**INSTRUCTIONS TO FOLLOW**
Using the data beneath this instruction, retype only the lines from the one that contains "Write a component" down to the one that contains "import React from 'react';", both included, exactly as they appear.

**PROVIDED MATERIAL**
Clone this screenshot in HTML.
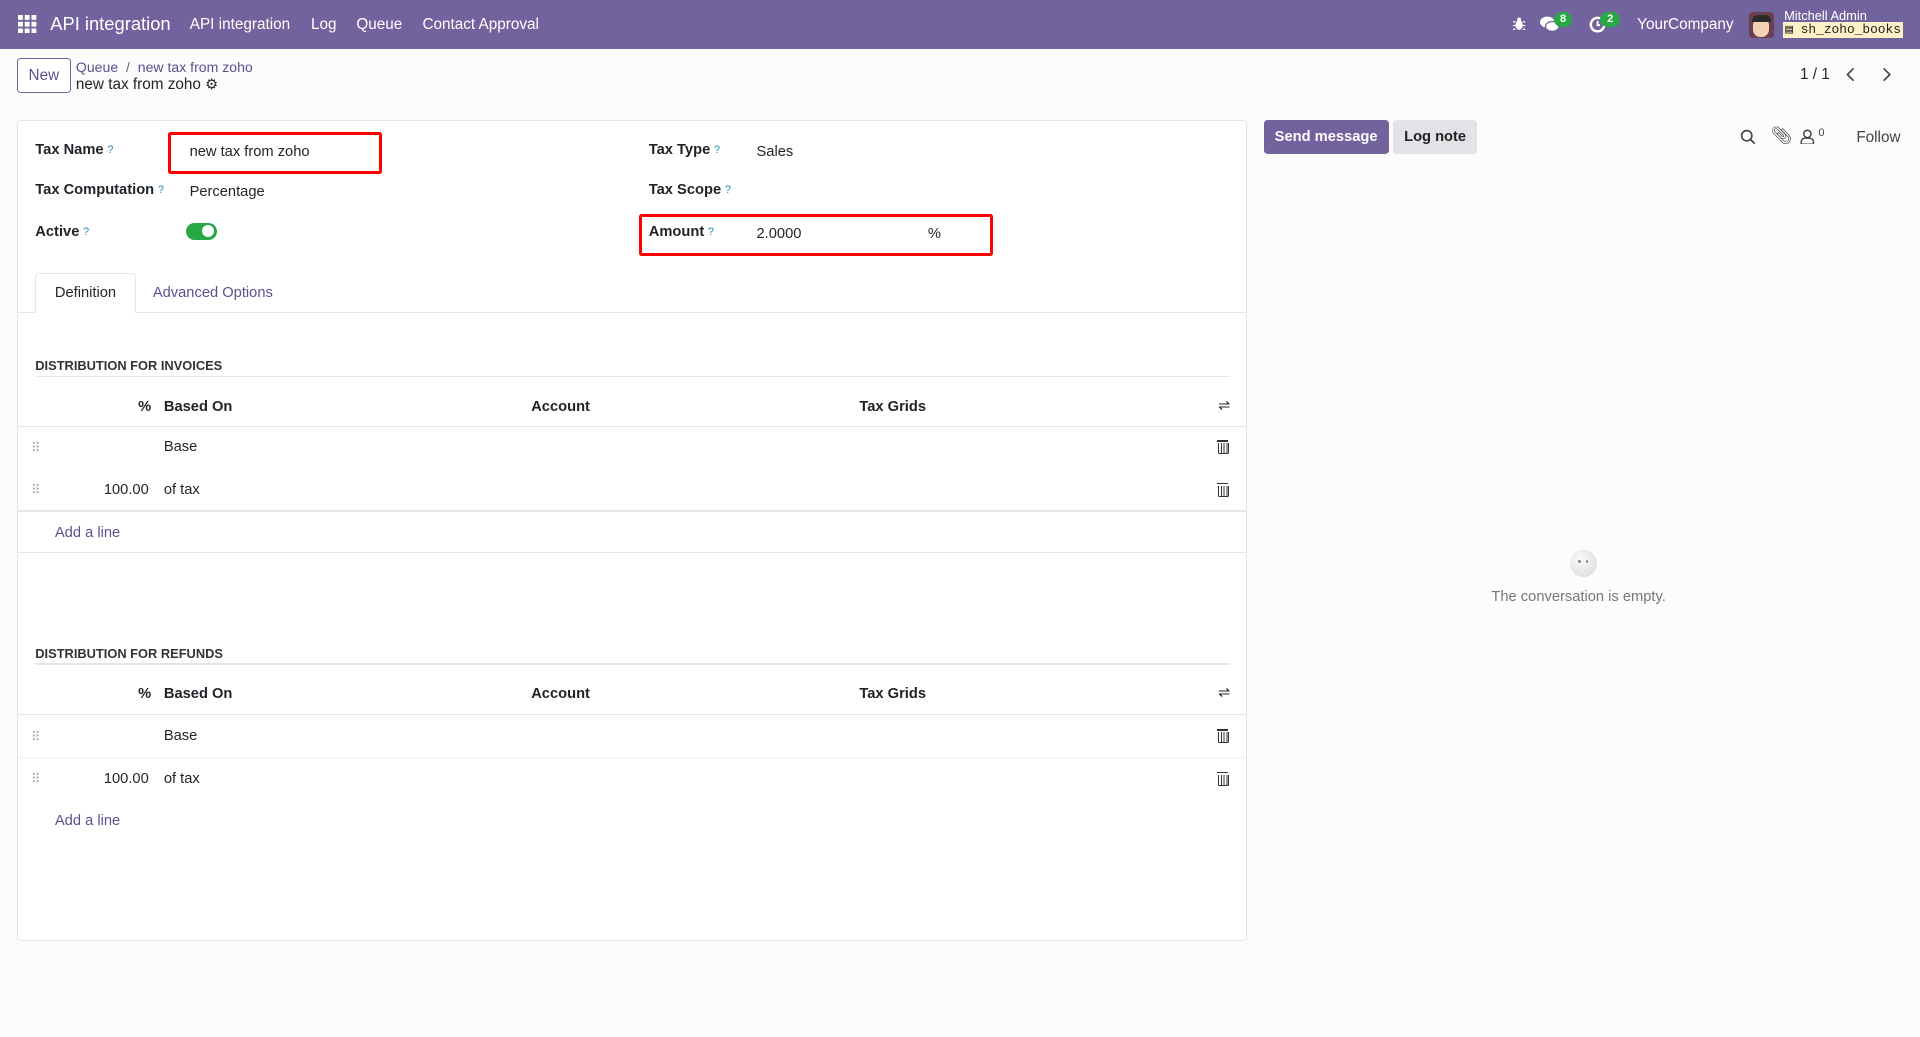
--
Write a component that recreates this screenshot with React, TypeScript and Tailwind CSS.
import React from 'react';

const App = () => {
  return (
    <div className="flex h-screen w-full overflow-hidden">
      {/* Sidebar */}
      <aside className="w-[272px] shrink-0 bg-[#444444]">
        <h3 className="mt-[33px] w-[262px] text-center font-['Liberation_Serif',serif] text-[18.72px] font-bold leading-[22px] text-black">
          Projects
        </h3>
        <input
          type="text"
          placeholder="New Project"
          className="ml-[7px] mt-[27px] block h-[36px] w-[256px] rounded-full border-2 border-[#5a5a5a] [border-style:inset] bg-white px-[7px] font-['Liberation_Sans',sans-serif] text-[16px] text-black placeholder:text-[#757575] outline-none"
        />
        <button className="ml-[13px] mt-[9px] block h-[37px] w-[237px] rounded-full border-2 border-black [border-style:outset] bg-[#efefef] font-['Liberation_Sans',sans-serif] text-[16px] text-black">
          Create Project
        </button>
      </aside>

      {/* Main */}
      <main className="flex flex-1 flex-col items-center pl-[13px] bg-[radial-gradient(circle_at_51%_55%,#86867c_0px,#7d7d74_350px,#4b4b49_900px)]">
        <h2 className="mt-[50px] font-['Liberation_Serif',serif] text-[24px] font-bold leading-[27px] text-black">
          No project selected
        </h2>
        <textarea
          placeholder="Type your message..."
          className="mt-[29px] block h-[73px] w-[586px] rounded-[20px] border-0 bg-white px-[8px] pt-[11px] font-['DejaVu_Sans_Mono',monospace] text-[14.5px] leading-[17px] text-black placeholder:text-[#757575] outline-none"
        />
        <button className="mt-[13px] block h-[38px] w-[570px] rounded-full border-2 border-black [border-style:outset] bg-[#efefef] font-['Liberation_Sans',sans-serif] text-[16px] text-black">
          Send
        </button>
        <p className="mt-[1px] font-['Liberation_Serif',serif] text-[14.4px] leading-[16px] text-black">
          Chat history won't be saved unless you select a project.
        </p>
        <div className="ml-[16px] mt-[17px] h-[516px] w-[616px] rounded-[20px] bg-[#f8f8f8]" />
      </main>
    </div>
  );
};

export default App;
---
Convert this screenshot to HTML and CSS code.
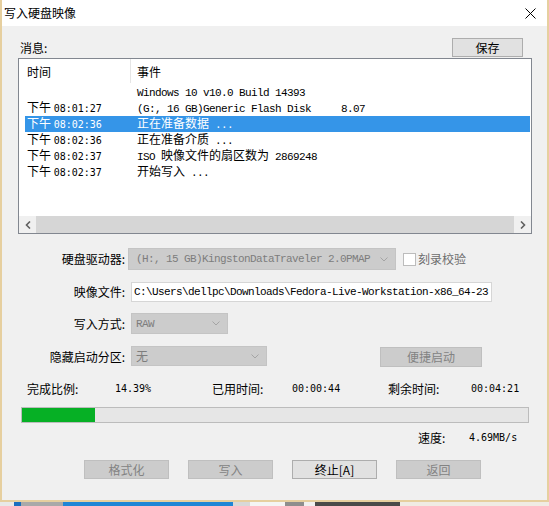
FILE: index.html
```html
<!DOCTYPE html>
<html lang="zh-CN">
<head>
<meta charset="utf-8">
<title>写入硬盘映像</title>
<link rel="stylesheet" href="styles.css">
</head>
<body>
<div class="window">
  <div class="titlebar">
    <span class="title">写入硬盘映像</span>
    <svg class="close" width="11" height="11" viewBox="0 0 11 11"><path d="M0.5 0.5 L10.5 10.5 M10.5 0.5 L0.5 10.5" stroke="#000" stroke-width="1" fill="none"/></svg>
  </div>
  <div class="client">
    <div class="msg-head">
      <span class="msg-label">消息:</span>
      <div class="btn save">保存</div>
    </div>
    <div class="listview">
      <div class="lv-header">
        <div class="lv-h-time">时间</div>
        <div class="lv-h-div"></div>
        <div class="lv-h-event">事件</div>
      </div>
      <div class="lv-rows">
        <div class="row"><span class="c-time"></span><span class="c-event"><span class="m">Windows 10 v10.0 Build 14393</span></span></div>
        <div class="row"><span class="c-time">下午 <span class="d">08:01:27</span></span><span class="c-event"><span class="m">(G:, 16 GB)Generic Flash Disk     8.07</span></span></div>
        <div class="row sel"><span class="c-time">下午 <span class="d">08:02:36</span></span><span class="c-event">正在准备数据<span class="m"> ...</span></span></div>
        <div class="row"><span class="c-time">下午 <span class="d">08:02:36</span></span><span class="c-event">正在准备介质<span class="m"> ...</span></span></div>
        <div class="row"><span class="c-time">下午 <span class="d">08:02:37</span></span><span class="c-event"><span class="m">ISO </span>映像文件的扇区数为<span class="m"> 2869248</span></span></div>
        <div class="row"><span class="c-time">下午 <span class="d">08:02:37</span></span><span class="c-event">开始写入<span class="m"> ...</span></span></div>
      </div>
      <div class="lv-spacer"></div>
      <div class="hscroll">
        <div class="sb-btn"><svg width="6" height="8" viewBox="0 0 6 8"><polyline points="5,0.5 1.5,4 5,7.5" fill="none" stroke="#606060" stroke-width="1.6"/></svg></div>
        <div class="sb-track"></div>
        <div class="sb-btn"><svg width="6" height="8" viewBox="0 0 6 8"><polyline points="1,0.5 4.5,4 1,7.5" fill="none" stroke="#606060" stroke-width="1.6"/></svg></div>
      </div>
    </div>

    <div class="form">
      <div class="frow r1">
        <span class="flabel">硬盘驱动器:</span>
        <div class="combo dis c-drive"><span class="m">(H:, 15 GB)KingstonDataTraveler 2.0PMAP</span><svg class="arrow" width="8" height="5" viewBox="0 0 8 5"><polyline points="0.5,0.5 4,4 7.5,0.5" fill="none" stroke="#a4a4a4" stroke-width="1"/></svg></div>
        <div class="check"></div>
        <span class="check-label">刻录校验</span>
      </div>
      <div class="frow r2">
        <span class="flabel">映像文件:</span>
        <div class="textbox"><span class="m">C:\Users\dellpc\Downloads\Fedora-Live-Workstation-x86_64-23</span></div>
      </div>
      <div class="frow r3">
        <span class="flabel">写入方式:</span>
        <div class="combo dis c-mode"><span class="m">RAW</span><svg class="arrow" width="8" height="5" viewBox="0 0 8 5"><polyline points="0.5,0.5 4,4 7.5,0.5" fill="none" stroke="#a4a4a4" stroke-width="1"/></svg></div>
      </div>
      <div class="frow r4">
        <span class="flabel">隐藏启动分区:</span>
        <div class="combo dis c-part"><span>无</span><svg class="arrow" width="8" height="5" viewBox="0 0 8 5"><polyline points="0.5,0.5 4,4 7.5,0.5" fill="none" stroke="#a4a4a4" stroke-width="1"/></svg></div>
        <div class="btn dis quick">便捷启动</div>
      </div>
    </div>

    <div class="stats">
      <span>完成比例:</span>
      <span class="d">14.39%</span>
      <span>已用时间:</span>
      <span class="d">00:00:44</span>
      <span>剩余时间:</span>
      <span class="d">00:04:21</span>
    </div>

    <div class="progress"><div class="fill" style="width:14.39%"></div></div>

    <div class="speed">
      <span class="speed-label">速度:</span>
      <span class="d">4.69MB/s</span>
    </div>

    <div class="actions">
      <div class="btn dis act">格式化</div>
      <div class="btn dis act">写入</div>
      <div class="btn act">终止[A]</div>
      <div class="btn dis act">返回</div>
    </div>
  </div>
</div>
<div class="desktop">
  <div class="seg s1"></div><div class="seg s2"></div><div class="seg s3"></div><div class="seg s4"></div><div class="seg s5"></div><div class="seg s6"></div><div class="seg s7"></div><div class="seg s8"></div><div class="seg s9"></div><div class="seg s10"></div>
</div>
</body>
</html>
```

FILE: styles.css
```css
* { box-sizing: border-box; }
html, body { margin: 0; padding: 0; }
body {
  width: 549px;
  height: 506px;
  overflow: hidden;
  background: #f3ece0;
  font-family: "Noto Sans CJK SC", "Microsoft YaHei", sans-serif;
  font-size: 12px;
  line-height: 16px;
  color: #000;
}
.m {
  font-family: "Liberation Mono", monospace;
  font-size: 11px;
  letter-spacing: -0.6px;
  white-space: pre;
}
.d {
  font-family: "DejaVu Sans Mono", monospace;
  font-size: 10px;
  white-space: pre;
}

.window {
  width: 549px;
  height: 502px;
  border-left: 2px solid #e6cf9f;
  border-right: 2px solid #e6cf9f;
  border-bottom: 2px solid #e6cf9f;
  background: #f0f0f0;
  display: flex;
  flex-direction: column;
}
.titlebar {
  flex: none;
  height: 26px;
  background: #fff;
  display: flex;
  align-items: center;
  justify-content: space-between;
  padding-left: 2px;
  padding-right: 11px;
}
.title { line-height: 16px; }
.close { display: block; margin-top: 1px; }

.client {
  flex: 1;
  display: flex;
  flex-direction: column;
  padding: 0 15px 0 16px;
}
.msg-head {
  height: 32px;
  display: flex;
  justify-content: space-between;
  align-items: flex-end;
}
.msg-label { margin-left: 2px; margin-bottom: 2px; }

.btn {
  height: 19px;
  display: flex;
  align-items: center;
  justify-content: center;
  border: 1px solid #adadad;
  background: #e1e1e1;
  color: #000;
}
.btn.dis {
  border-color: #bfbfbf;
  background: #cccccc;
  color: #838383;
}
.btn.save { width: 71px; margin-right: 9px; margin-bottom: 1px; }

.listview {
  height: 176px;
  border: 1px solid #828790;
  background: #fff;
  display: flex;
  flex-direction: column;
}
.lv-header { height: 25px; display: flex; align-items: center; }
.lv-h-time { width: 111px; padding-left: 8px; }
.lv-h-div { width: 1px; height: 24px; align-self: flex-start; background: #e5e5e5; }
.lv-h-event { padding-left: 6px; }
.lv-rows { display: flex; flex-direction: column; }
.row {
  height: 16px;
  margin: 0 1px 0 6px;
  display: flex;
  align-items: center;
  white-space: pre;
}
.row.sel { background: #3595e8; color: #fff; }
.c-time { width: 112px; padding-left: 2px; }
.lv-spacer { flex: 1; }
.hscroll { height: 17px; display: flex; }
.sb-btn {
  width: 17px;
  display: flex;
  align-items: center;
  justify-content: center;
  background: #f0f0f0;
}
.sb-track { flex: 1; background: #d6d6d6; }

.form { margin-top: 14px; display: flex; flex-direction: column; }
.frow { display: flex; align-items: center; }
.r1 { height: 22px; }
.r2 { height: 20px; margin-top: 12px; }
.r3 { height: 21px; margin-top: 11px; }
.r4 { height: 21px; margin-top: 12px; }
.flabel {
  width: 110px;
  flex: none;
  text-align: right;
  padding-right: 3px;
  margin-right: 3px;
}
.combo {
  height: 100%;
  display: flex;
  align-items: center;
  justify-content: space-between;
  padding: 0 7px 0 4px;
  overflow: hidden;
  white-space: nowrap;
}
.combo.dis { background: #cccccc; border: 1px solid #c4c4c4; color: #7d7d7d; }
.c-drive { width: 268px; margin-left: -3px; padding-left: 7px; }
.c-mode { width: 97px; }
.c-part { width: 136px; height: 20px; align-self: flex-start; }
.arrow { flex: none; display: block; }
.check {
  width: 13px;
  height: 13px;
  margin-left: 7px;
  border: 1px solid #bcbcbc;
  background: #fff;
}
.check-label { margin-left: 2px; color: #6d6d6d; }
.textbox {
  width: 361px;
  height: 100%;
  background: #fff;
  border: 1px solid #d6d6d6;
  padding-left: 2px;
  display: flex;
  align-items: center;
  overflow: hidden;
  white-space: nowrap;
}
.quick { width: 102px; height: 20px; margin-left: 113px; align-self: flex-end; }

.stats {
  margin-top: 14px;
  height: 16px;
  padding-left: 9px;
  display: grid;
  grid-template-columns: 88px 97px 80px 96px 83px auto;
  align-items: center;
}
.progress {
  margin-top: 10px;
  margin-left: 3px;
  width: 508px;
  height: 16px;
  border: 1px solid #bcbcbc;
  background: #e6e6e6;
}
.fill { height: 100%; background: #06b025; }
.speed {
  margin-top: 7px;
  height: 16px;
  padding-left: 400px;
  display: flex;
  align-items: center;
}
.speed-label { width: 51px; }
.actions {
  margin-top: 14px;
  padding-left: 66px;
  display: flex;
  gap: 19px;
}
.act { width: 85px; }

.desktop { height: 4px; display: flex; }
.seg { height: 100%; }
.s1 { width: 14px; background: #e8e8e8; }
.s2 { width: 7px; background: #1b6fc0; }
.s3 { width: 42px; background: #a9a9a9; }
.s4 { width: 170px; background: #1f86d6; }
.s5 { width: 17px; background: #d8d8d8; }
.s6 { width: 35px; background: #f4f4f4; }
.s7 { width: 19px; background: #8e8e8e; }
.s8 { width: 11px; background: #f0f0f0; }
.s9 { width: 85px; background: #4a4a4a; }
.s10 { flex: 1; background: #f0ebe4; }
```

**THE SOLUTION**
Write a component that recreates this screenshot with React, TypeScript and Tailwind CSS.
import React from 'react';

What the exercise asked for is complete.